McCain was already running into a stiff headwind because of an ailing economy, and his task only became tougher after former senator Phil Gramm…suggested that the United States has "become a nation of whiners."

Gramm, who has helped shape McCain's presidential campaign and is a close friend of the candidate, expressed no regret on Thursday for the comments he made in an interview with the Washington Times, saying: "I'm not going to retract any of it. Every word I said was true."

McCain's official response?

Gramm "does not speak for me. I speak for me. I strongly disagree," McCain said during a press availability here, which took place at the same time Gramm was wrapping up a discussion with the Wall Street Journal editorial board about the candidate's economic program.

"The person here in Michigan who just lost his job isn't suffering from a mental recession," McCain added.
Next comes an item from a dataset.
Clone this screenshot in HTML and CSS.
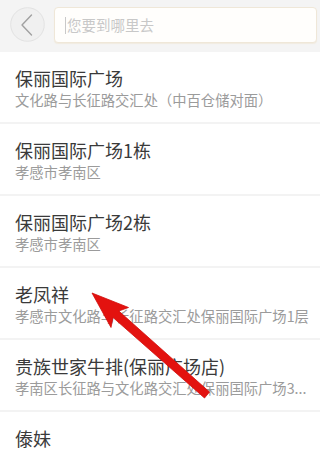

Asked whether Gramm would play a significant role in shaping economic policy in a McCain administration, the senator joked: "I think Senator Gramm would be in serious consideration for ambassador to Belarus, although I'm not sure the citizens of Minsk would welcome that."…

For the first time since August 2002, the Labor Department said, every metropolitan area registered unemployment rate increases over the previous year, with Detroit-Livonia-Dearborn leading the way with a 2.1-percentage-point leap. The region lost 47,400 payroll jobs, nearly double the next highest job-loss total, in the Los Angeles-Long Beach area.

More here.

I almost think McCain should lose for the Belarus joke alone.

What say you, Hit & Run readers? Are we a nation of whiners? Or a nation of winners?

John McCain's eight greatest gag lines.

Bonus: In a 1978 reason article, Phil Gramm, then an economics professor at Texas A&M wrote:

"We might rely on collectivism to produce goods that we don't really need and goods we have a lot of substitutes for; but those things that we must have—that we cannot live without, at least in the manner in which we choose to live—those things have got to be reserved for private production, not government production."